— START —
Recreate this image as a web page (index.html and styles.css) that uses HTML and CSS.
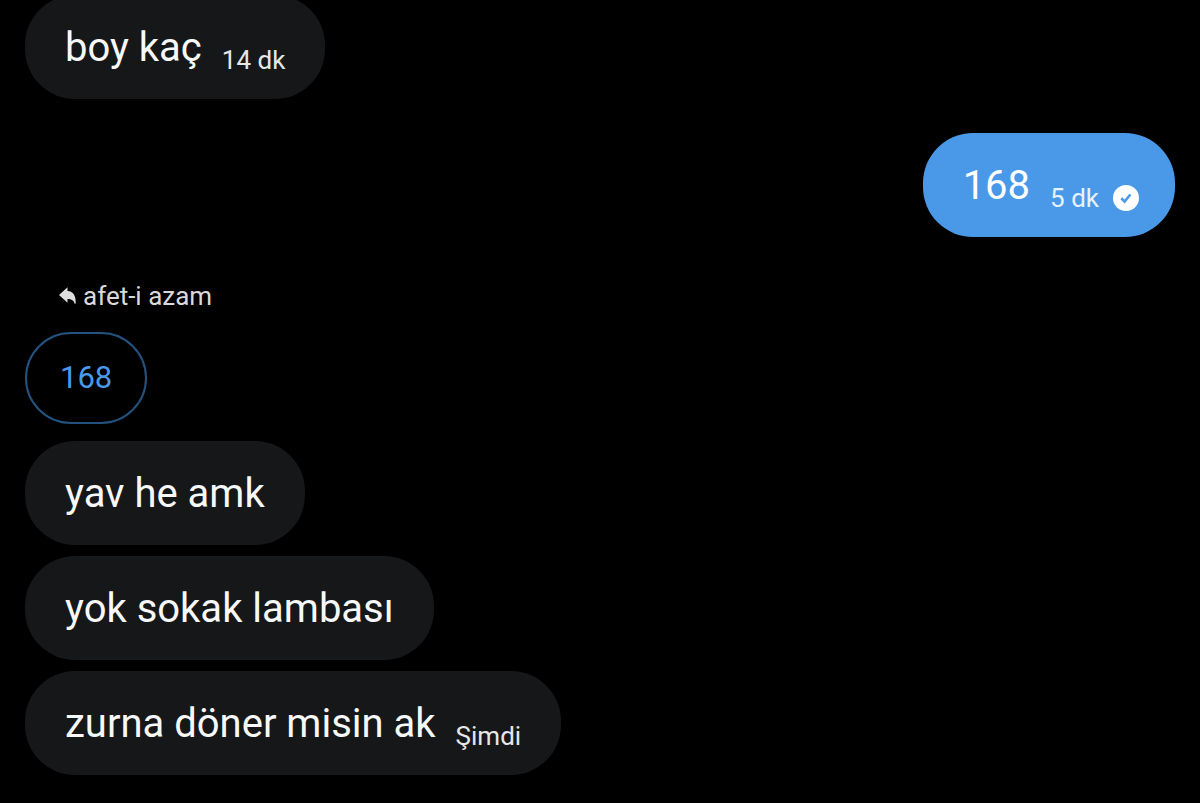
FILE: index.html
```html
<!DOCTYPE html>
<html lang="tr">
<head>
  <meta charset="UTF-8">
  <meta name="viewport" content="width=device-width, initial-scale=1.0">
  <title>afet-i azam</title>
  <link rel="stylesheet" href="styles.css">
</head>
<body>

  <main class="chat">
    <div class="message">
      <p class="text">boy kaç</p>
      <time class="time">14 dk</time>
    </div>

    <div class="message sent">
      <p class="text">168</p>
      <time class="time">5 dk</time>
      <svg class="check" viewBox="0 0 26 26" aria-hidden="true">
        <circle cx="13" cy="13" r="13" fill="#fff"/>
        <path d="M8.300 13.300l3.300 3.200 5.800-7" fill="none" stroke="#4a99e9" stroke-width="2.600"/>
      </svg>
    </div>

    <div class="reply">
      <div class="reply-to">
        <svg class="reply-icon" viewBox="0 0 18 18" aria-hidden="true">
          <path d="M8.500 0.300v3.700c5.800.3 8.600 4.500 8.200 12.800h-1c-.8-3.300-3-4.800-7.200-4.800v3.800L0 8z" fill="#dedede"/>
        </svg>
        <span>afet-i azam</span>
      </div>
      <p class="quote">168</p>
    </div>

    <div class="message">
      <p class="text">yav he amk</p>
    </div>

    <div class="message">
      <p class="text">yok sokak lambası</p>
    </div>

    <div class="message">
      <p class="text">zurna döner misin ak</p>
      <time class="time">Şimdi</time>
    </div>
  </main>

</body>
</html>
```

FILE: styles.css
```css
* {
  box-sizing: border-box;
}

body {
  margin: 0;
  background-color: #000;
  color: #f7f8f8;
  font-family: Roboto, "Liberation Sans", sans-serif;
}

p {
  margin: 0;
}

/* the thread is scrolled down to the last message */
.chat {
  display: flex;
  flex-direction: column;
  justify-content: flex-end;
  align-items: flex-start;
  gap: 11px;
  height: 100vh;
  padding: 0 25px 28px;
  overflow: hidden;
}

.message {
  display: flex;
  flex-shrink: 0;
  align-items: flex-end;
  padding: 26px 40px 24px;
  border-radius: 50px;
  background-color: #161719;
}

.text {
  font-size: 40px;
  line-height: 54px;
}

.time {
  margin-left: 20px;
  color: #e6e7e8;
  font-size: 26px;
  line-height: 30px;
}

.sent {
  align-self: flex-end;
  margin: 23px 0 22px;
  padding-right: 36px;
  background-color: #4a99e9;
  color: #fff;
}

.sent .time {
  color: #e8f2fc;
}

.check {
  width: 26px;
  height: 26px;
  margin: 0 0 2px 14px;
}

.reply {
  margin: 10px 0 6px;
}

.reply-to {
  display: flex;
  align-items: center;
  gap: 6px;
  margin-bottom: 20px;
  padding-left: 34px;
  color: #d9d9d9;
  font-size: 26px;
  line-height: 32px;
}

.reply-icon {
  width: 18px;
  height: 18px;
}

.quote {
  display: inline-block;
  padding: 24px 33px;
  border: 2px solid #24527f;
  border-radius: 46px;
  color: #4a99e9;
  font-size: 31px;
  line-height: 40px;
}
```
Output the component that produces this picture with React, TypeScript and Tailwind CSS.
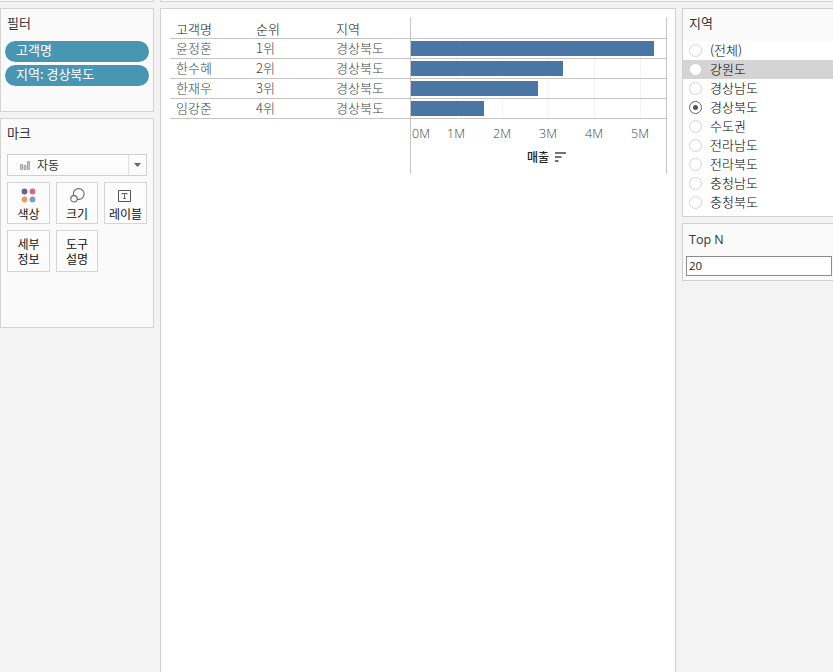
import type { ReactNode } from 'react';

const customers = [
  { name: '윤정훈', rank: '1위', region: '경상북도', width: 243 },
  { name: '한수혜', rank: '2위', region: '경상북도', width: 152 },
  { name: '한재우', rank: '3위', region: '경상북도', width: 127 },
  { name: '임강준', rank: '4위', region: '경상북도', width: 73 },
];
const regions = ['(전체)', '강원도', '경상남도', '경상북도', '수도권', '전라남도', '전라북도', '충청남도', '충청북도'];
const ticks = ['0M', '1M', '2M', '3M', '4M', '5M'];

function Pill({ children }: { children: ReactNode }) {
  return (
    <div className="h-[21px] rounded-full bg-[#4996b2] pl-[11px] text-[13px] leading-[17px] text-white">{children}</div>
  );
}

function MarkButton({ icon, children }: { icon?: ReactNode; children: ReactNode }) {
  return (
    <button className="flex h-[42px] flex-col items-center justify-start border border-[#d4d4d4] bg-[#fcfcfc] pt-[5px] text-[12px] leading-[15px] text-[#111]">
      {icon && <span className="-mt-px mb-0.5 flex h-[17px] items-center">{icon}</span>}
      <span>{children}</span>
    </button>
  );
}

function FilterPanels() {
  return (
    <aside className="flex w-[154px] shrink-0 flex-col gap-1.5">
      <section className="h-[104px] border border-[#d4d4d4] bg-[#fafafa] pl-1 pr-1">
        <h2 className="pl-[2px] pt-1 text-[13px] leading-[20px]">필터</h2>
        <div className="mt-2 flex flex-col gap-[3px]">
          <Pill>고객명</Pill>
          <Pill>지역: 경상북도</Pill>
        </div>
      </section>
      <section className="h-[210px] border border-[#d4d4d4] bg-[#fafafa] px-1.5">
        <h2 className="pt-1 text-[13px] leading-[20px]">마크</h2>
        <div className="mt-[11px] flex h-[22px] items-center border border-[#cfcfcf] bg-[#fcfcfc] text-[12px]">
          <svg className="ml-3 mr-[7px]" width="10" height="9" viewBox="0 0 10 9" fill="#c8c8c8" stroke="#999" strokeWidth=".8">
            <path d="M.5 3.500h2v5h-2zM4 4.500h2v4H4zM7.500.5h2v8h-2z" />
          </svg>
          <span className="flex-1">자동</span>
          <span className="flex h-full w-[18px] items-center justify-center border-l border-[#e0e0e0]">
            <svg width="7" height="4" viewBox="0 0 7 4" fill="#666"><path d="M0 0h7L3.500 4z" /></svg>
          </span>
        </div>
        <div className="mt-1.5 grid grid-cols-[43px_42px_43px] gap-1.5">
          <MarkButton
            icon={
              <svg width="15" height="15" viewBox="0 0 15 15">
                <circle cx="3.500" cy="3.500" r="2.900" fill="#66628b" />
                <circle cx="11.500" cy="3.500" r="2.900" fill="#e0647f" />
                <circle cx="3.500" cy="11.500" r="2.900" fill="#f2995f" />
                <circle cx="11.500" cy="11.500" r="2.900" fill="#7b9bd0" />
              </svg>
            }
          >
            색상
          </MarkButton>
          <MarkButton
            icon={
              <svg width="15" height="15" viewBox="0 0 15 15" stroke="#666" strokeWidth="1.100">
                <circle cx="8.700" cy="6" r="5.400" fill="none" />
                <circle cx="4" cy="10.800" r="3.200" fill="#fcfcfc" />
              </svg>
            }
          >
            크기
          </MarkButton>
          <MarkButton
            icon={
              <svg className="-translate-x-px" width="13" height="12" viewBox="0 0 13 12" fill="none" stroke="#555">
                <path d="M.5.5h12v11H.5z" />
                <path d="M4 4.500v-1h5v1M6.500 3.500v5M5.200 8.500h2.600" strokeWidth=".9" />
              </svg>
            }
          >
            레이블
          </MarkButton>
          <MarkButton>세부<br />정보</MarkButton>
          <MarkButton>도구<br />설명</MarkButton>
        </div>
      </section>
    </aside>
  );
}

function Worksheet() {
  return (
    <main className="w-[516px] shrink-0 border border-b-0 border-[#d0d0d0] bg-white pl-[9px] pt-2 text-[13px]">
      <div className="flex w-[497px]">
        <div className="w-[240px]">
          <div className="grid h-[22px] grid-cols-[80px_80px_74px] items-end border-b border-[#c4c4c4] pl-1.5 font-light leading-[18px] text-[#111]">
            <span>고객명</span><span>순위</span><span>지역</span>
          </div>
          {customers.map((c) => (
            <div key={c.name} className="grid h-5 grid-cols-[80px_80px_74px] border-b border-[#c4c4c4] pl-1.5 font-light leading-[18px] text-[#444]">
              <span>{c.name}</span><span>{c.rank}</span><span>{c.region}</span>
            </div>
          ))}
        </div>
        <div className="h-[157px] w-[257px] border-x border-[#c4c4c4]">
          <div className="h-[22px] border-b border-[#c4c4c4]" />
          {customers.map((c) => (
            <div key={c.name} className="grid h-5 border-b border-[#c4c4c4]">
              <div className="col-start-1 row-start-1 flex">
                {[1, 2, 3, 4, 5].map((n) => (
                  <i key={n} className="w-[46px] border-r border-[#f3f3f3]" />
                ))}
              </div>
              <div className="z-10 col-start-1 row-start-1 mt-[2px] h-[15px] bg-[#4a76a6]" style={{ width: c.width }} />
            </div>
          ))}
          <div className="flex pt-1 font-[Open_Sans] text-[12.5px] font-light leading-[21px] text-[#444]">
            <span className="w-[22px] pl-px">{ticks[0]}</span>
            {ticks.slice(1).map((t) => (
              <span key={t} className="w-[46px] text-center">{t}</span>
            ))}
          </div>
          <div className="flex items-center justify-center gap-[6px] pl-4 pt-[3px] text-[12px] font-medium leading-[20px] text-[#222]">
            매출
            <svg width="11" height="10" viewBox="0 0 11 10" fill="none" stroke="#444" strokeWidth="1.500">
              <path d="M0 1h11M0 5h6.500M0 9h3.500" />
            </svg>
          </div>
        </div>
      </div>
    </main>
  );
}

function Parameters() {
  return (
    <aside className="flex flex-1 flex-col gap-1.5">
      <section className="h-[209px] border border-r-0 border-[#d0d0d0] bg-white">
        <h2 className="h-[32px] bg-[#fafafa] pl-1.5 pt-1 text-[13px] leading-[20px]">지역</h2>
        {regions.map((r, i) => (
          <label key={r} className={`flex h-[19px] items-center gap-2 pl-1.5 text-[13px] font-light leading-[17px] text-black ${i === 1 ? 'bg-[#d4d4d4]' : ''}`}>
            <span className={`flex size-[13px] items-center justify-center rounded-full border bg-white ${r === '경상북도' ? 'border-[#666]' : 'border-[#d4d4d4]'}`}>
              {r === '경상북도' && <i className="size-[5px] rounded-full bg-[#555]" />}
            </span>
            <span className="h-[19px]">{r}</span>
          </label>
        ))}
      </section>
      <section className="h-[58px] border border-r-0 border-[#d0d0d0] bg-[#fafafa]">
        <h2 className="h-8 pl-1.5 pt-[6px] font-[Open_Sans] text-[12.5px] leading-[20px]">Top N</h2>
        <div className="ml-[3px] mr-px h-5 border border-[#8c8c8c] bg-white pl-[2px] font-[Open_Sans] text-[11.5px] leading-[18px] text-[#222]">20</div>
      </section>
    </aside>
  );
}

export default function App() {
  return (
    <div className="flex h-[672px] w-[833px] flex-col overflow-hidden whitespace-nowrap bg-[#f3f3f3] font-['Noto_Sans_CJK_KR',sans-serif] text-[#333]">
      <div className="flex h-2 shrink-0 gap-1.5">
        <div className="h-[2px] w-[154px] border-b border-r border-[#d0d0d0] bg-[#fafafa]" />
        <div className="h-[2px] flex-1 border-b border-l border-[#d0d0d0] bg-[#fafafa]" />
      </div>
      <div className="flex flex-1 gap-1.5">
        <FilterPanels />
        <Worksheet />
        <Parameters />
      </div>
    </div>
  );
}
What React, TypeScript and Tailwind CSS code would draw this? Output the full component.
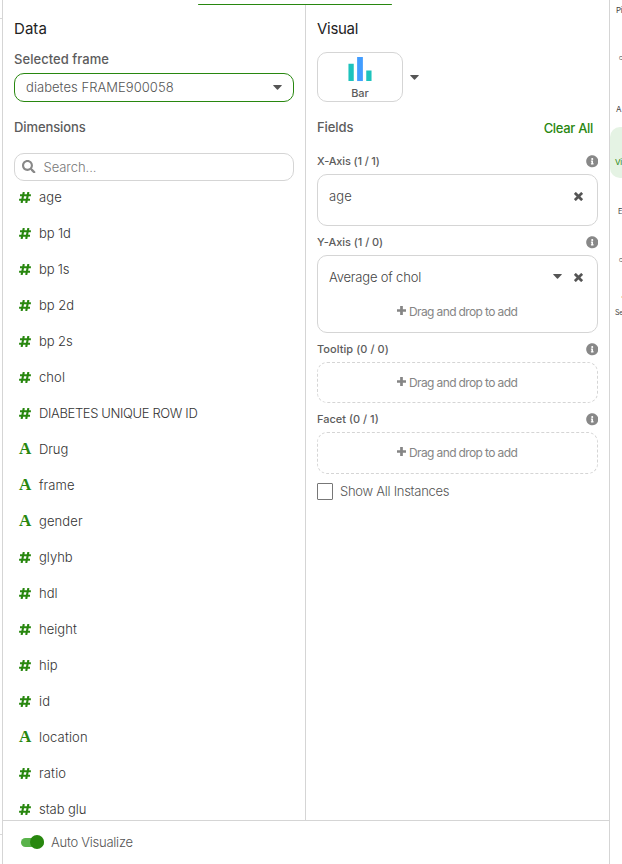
import React from 'react';
import { FaSearch, FaInfoCircle } from 'react-icons/fa';

const dimensions: { name: string; text?: boolean; track: string }[] = [
  { name: 'age', track: 'tracking-[0.2px]' },
  { name: 'bp 1d', track: 'tracking-[-0.1px]' },
  { name: 'bp 1s', track: 'tracking-[-0.2px]' },
  { name: 'bp 2d', track: 'tracking-[0px]' },
  { name: 'bp 2s', track: 'tracking-[-0.1px]' },
  { name: 'chol', track: 'tracking-[0.1px]' },
  { name: 'DIABETES UNIQUE ROW ID', track: 'tracking-[-0.36px]' },
  { name: 'Drug', text: true, track: 'tracking-[-0.1px]' },
  { name: 'frame', text: true, track: 'tracking-[0.1px]' },
  { name: 'gender', text: true, track: 'tracking-[0.1px]' },
  { name: 'glyhb', track: 'tracking-[0px]' },
  { name: 'hdl', track: 'tracking-[0px]' },
  { name: 'height', track: 'tracking-[0.05px]' },
  { name: 'hip', track: 'tracking-[0px]' },
  { name: 'id', track: 'tracking-[0.1px]' },
  { name: 'location', text: true, track: 'tracking-[0.15px]' },
  { name: 'ratio', track: 'tracking-[0.15px]' },
  { name: 'stab glu', track: 'tracking-[-0.05px]' },
];

function Caret() {
  return (
    <svg className="h-[5px] w-[9px] shrink-0" viewBox="0 0 9 5">
      <path d="M.6 0h7.8q.7.1.2.7L5 4.5q-.5.5-1 0L.4.7Q-.1.1.6 0Z" fill="#555" />
    </svg>
  );
}

function Cross() {
  return (
    <svg className="size-[9px] shrink-0" viewBox="0 0 9 9">
      <path d="M1.8 1.8 7.2 7.2M7.2 1.8 1.8 7.2" stroke="#555" strokeWidth="2.7" strokeLinecap="square" />
    </svg>
  );
}

function Drop() {
  return (
    <div className="flex h-4 items-center justify-center gap-[3px] text-[12px] leading-4 tracking-[-0.62px] text-[#858585]">
      <svg className="mb-[3px] size-[9px]" viewBox="0 0 9 9">
        <path d="M4.5 0v9M0 4.5h9" stroke="#858585" strokeWidth="2.7" />
      </svg>
      <span className="w-[109px] whitespace-nowrap">Drag and drop to add</span>
    </div>
  );
}

function Label({ children, track }: { children: React.ReactNode; track: string }) {
  return (
    <div className="flex h-4 items-center justify-between">
      <span className={`text-[11px] leading-4 font-medium text-[#5c5c5c] ${track}`}>{children}</span>
      <FaInfoCircle className="mt-px size-[12.5px] text-[#888]" />
    </div>
  );
}

export default function App() {
  return (
    <div className="flex h-[864px] w-[622px] overflow-hidden bg-white font-['Inter','Noto_Sans',sans-serif] text-[13px] text-[#444]">
      <div className="flex w-0.5 shrink-0 flex-col pt-[18px] pb-[29px]">
        <div className="flex-1 border-y border-[#d8d8d8]" />
      </div>
      <main className="flex w-[608px] shrink-0 flex-col border-x border-[#d5d5d5]">
        <div className="flex h-[5px] shrink-0 items-end pl-[195px]">
          <div className="h-[1.3px] w-[194px] rounded bg-[#28870f]" />
        </div>
        <div className="flex h-[815px] shrink-0">
          <section className="flex w-[303px] shrink-0 flex-col border-r border-[#d5d5d5] px-[11px]">
            <h1 className="mt-[14px] h-5 shrink-0 text-[15px] leading-5 tracking-[0.05px] text-[#222]">Data</h1>
            <div className="mt-[11px] h-[18px] shrink-0 text-[13px] leading-[18px] font-medium tracking-[0.05px] text-[#5c5c5c]">Selected frame</div>
            <div className="mt-[5px] flex h-[29px] shrink-0 items-center justify-between rounded-[10px] border border-[#28870f] px-[11px] text-[13px] font-light tracking-[0.05px] text-[#555]">
              <span>diabetes FRAME900058</span>
              <Caret />
            </div>
            <div className="mt-[16px] h-[18px] shrink-0 text-[13px] leading-[18px] font-medium tracking-[-0.1px] text-[#5c5c5c]">Dimensions</div>
            <div className="mt-[17px] flex h-7 shrink-0 items-center gap-[8px] rounded-[10px] border border-[#d5d5d5] pl-[7px] text-[13px] font-light tracking-[-0.05px] text-[#777]">
              <FaSearch className="mb-px size-[13.5px] text-[#888]" />
              <span className="mt-0.5">Search...</span>
            </div>
            <ul className="-mt-0.5 h-[641px] shrink-0 overflow-hidden">
              {dimensions.map((d) => (
                <li key={d.name} className="flex h-9 items-center pl-1">
                  {d.text ? (
                    <span className="w-[21px] pl-[1px] font-['Liberation_Serif',serif] text-[17px] leading-[18px] font-bold text-[#28870f]">A</span>
                  ) : (
                    <span className="flex w-[21px] pl-px">
                      <svg className="h-[11px] w-3" viewBox="0 0 12 11">
                        <path d="M4.8 0 2.6 11M9.4 0 7.2 11M1 3.3h10.9M.1 7.7H11" fill="none" stroke="#28870f" strokeWidth="2.1" />
                      </svg>
                    </span>
                  )}
                  <span className={`text-[13px] leading-[18px] font-light whitespace-nowrap text-[#333] ${d.track}`}>{d.name}</span>
                </li>
              ))}
            </ul>
          </section>
          <section className="flex w-[303px] shrink-0 flex-col px-[11px]">
            <h1 className="mt-[14px] h-5 text-[15px] leading-5 tracking-[-0.3px] text-[#222]">Visual</h1>
            <div className="mt-[13px] flex items-center gap-[7px]">
              <div className="flex h-[50px] w-[86px] flex-col items-center rounded-[10px] border border-[#d5d5d5] pt-1">
                <svg className="h-[26px] w-6" viewBox="0 0 24 26">
                  <path d="M0 7h5.5v18H0ZM18.5 14H24v11h-5.5Z" fill="#1dc3bd" />
                  <path d="M9 0h6v25H9Z" fill="#429dff" />
                </svg>
                <span className="mt-[3px] text-[11px] leading-4 font-medium text-[#5c5c5c]">Bar</span>
              </div>
              <Caret />
            </div>
            <div className="mt-[16px] flex h-[18px] items-center justify-between pr-[5px] leading-[18px] font-medium">
              <span className="tracking-[-0.1px] text-[#5c5c5c]">Fields</span>
              <span className="mt-0.5 tracking-[-0.32px] text-[#28870f]">Clear All</span>
            </div>
            <div className="mt-[17px]"><Label track="tracking-[-0.15px]">X-Axis (1 / 1)</Label></div>
            <div className="mt-[5px] flex h-[52px] items-start justify-between rounded-[10px] border border-[#d5d5d5] pt-[12px] pr-[14px] pl-[11px]">
              <span className="leading-[18px] font-light tracking-[0.2px]">age</span>
              <span className="mt-[5px]"><Cross /></span>
            </div>
            <div className="mt-[8px]"><Label track="tracking-[-0.05px]">Y-Axis (1 / 0)</Label></div>
            <div className="mt-[5px] h-[78px] rounded-[10px] border border-[#d5d5d5] pt-[13px]">
              <div className="flex h-[18px] items-center pr-[14px] pl-[11px]">
                <span className="flex-1 font-light tracking-[-0.18px]">Average of chol</span>
                <span className="mb-[3px] flex"><Caret /></span>
                <span className="mb-px ml-3 flex"><Cross /></span>
              </div>
              <div className="mt-[17px]"><Drop /></div>
            </div>
            <div className="mt-[8px]"><Label track="tracking-[0.05px]">Tooltip (0 / 0)</Label></div>
            <div className="mt-[5px] h-[41px] rounded-[10px] border border-dashed border-[#d5d5d5] pt-[12px]"><Drop /></div>
            <div className="mt-[8px]"><Label track="tracking-[0px]">Facet (0 / 1)</Label></div>
            <div className="mt-[5px] h-[42px] rounded-[10px] border border-dashed border-[#d5d5d5] pt-[12px]"><Drop /></div>
            <div className="mt-[9px] flex h-[17px] items-center gap-[7px]">
              <div className="h-[17px] w-4 rounded-[1px] border border-[#777]" />
              <span className="font-light tracking-[-0.27px] text-[#555]">Show All Instances</span>
            </div>
          </section>
        </div>
        <footer className="flex h-11 shrink-0 items-center gap-[7px] border-t border-[#d5d5d5] pb-px pl-[18px]">
          <div className="flex h-[9px] w-[23px] items-center justify-end rounded-full bg-[#5ab34b]">
            <span className="size-[14px] shrink-0 rounded-full bg-[#28870f]" />
          </div>
          <span className="leading-[18px] font-light tracking-[-0.25px] text-[#555]">Auto Visualize</span>
        </footer>
      </main>
      <aside className="flex w-[12px] shrink-0 flex-col overflow-hidden text-[8px] leading-[10px] tracking-[-0.3px] whitespace-nowrap text-[#444]">
        <span className="mt-[5px] h-[10px] pl-[6px]">Pi</span>
        <span className="mt-[38px] h-[10px] pl-[9px] text-[5px]">C</span>
        <span className="mt-[41px] h-[10px] pl-[6px]">A</span>
        <div className="mt-[13px] h-[51px] w-10 rounded-[10px] bg-[#e5f3e4] pt-[30px] pl-[5px] text-[#28870f]">Vi</div>
        <span className="mt-[29px] h-[10px] pl-[8px] text-[7.5px]">E</span>
        <span className="mt-[38px] h-[10px] pl-[9px] text-[5px]">C</span>
        <span className="mt-[31px] ml-[11px] h-[2px] w-px bg-[#f8dfb8]" />
        <span className="mt-[10px] h-[10px] pl-[5px] text-[7px]">Se</span>
      </aside>
    </div>
  );
}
— END —
▸ **Exercise description**
Which lines contain "styles"? Copy each of them.

▸ **Exercise output**
Recreate this image as a web page (index.html and styles.css) that uses HTML and CSS.
  <link rel="stylesheet" href="styles.css">
FILE: styles.css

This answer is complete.